Copy out every line in which the string "Tailwind" occurs.

Stored rows ->
** start **
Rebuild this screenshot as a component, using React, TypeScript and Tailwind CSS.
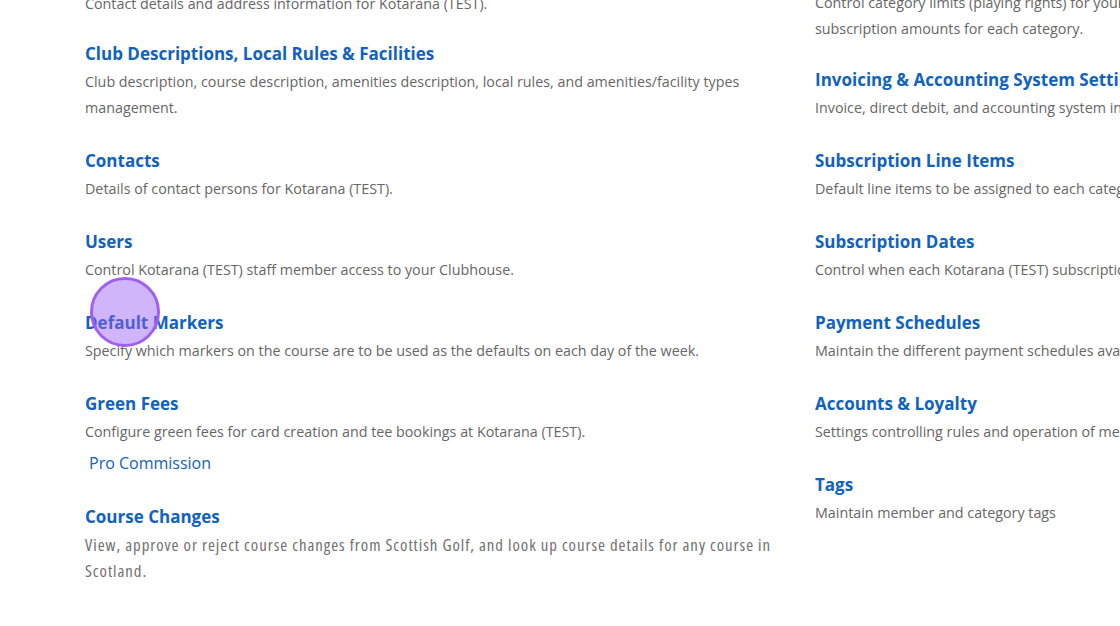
** end **
** start **
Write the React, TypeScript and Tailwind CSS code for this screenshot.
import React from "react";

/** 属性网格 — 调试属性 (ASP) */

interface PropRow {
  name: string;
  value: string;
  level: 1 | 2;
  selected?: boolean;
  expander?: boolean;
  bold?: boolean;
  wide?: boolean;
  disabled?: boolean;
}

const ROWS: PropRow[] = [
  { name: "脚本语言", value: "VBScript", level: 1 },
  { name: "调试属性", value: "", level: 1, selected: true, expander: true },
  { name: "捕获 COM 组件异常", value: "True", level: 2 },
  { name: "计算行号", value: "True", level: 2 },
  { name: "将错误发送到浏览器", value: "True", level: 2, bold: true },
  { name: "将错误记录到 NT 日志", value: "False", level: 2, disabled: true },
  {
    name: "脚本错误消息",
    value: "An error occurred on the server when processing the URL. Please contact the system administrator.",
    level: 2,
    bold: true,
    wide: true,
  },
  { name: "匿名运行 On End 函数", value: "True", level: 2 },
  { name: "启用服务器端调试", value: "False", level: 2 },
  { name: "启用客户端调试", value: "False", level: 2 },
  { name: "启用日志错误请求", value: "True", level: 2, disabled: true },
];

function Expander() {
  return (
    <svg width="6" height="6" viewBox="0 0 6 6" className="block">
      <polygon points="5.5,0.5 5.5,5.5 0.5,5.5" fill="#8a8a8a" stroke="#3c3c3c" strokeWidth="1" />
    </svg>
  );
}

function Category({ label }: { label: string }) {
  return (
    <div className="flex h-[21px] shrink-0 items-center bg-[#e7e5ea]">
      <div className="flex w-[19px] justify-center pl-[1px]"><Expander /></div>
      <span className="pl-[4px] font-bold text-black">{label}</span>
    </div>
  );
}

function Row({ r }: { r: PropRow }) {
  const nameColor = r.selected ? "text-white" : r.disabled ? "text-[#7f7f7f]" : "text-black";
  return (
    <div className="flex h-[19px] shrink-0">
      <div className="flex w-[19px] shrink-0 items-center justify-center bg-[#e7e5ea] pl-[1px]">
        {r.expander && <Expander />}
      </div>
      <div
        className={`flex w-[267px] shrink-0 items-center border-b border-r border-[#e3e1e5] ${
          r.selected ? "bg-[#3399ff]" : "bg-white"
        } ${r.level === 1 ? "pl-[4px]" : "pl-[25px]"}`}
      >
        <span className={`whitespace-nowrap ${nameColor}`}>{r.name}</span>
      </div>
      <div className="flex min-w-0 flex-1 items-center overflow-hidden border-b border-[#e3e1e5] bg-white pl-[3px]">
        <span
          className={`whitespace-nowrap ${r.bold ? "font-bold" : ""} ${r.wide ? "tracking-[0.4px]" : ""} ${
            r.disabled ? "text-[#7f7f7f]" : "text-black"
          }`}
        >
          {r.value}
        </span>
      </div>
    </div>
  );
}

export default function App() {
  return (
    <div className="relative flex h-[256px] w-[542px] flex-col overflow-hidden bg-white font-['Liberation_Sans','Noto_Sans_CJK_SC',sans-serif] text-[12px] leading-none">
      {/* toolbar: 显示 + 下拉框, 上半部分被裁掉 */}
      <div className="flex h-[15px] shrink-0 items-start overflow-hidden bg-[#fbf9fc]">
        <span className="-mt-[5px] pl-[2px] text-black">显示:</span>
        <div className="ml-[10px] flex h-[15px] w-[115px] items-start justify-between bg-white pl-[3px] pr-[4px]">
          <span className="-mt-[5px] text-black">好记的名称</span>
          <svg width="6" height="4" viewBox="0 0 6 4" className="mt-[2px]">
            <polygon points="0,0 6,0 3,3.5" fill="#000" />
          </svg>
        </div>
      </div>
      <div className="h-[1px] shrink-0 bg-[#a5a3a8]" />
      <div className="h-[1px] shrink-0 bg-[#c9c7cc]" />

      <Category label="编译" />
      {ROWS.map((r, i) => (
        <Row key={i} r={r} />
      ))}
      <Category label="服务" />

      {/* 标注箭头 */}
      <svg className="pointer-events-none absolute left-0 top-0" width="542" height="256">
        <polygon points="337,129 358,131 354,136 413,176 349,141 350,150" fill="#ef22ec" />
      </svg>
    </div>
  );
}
** end **
Complete answer ->
Rebuild this screenshot as a component, using React, TypeScript and Tailwind CSS.
Write the React, TypeScript and Tailwind CSS code for this screenshot.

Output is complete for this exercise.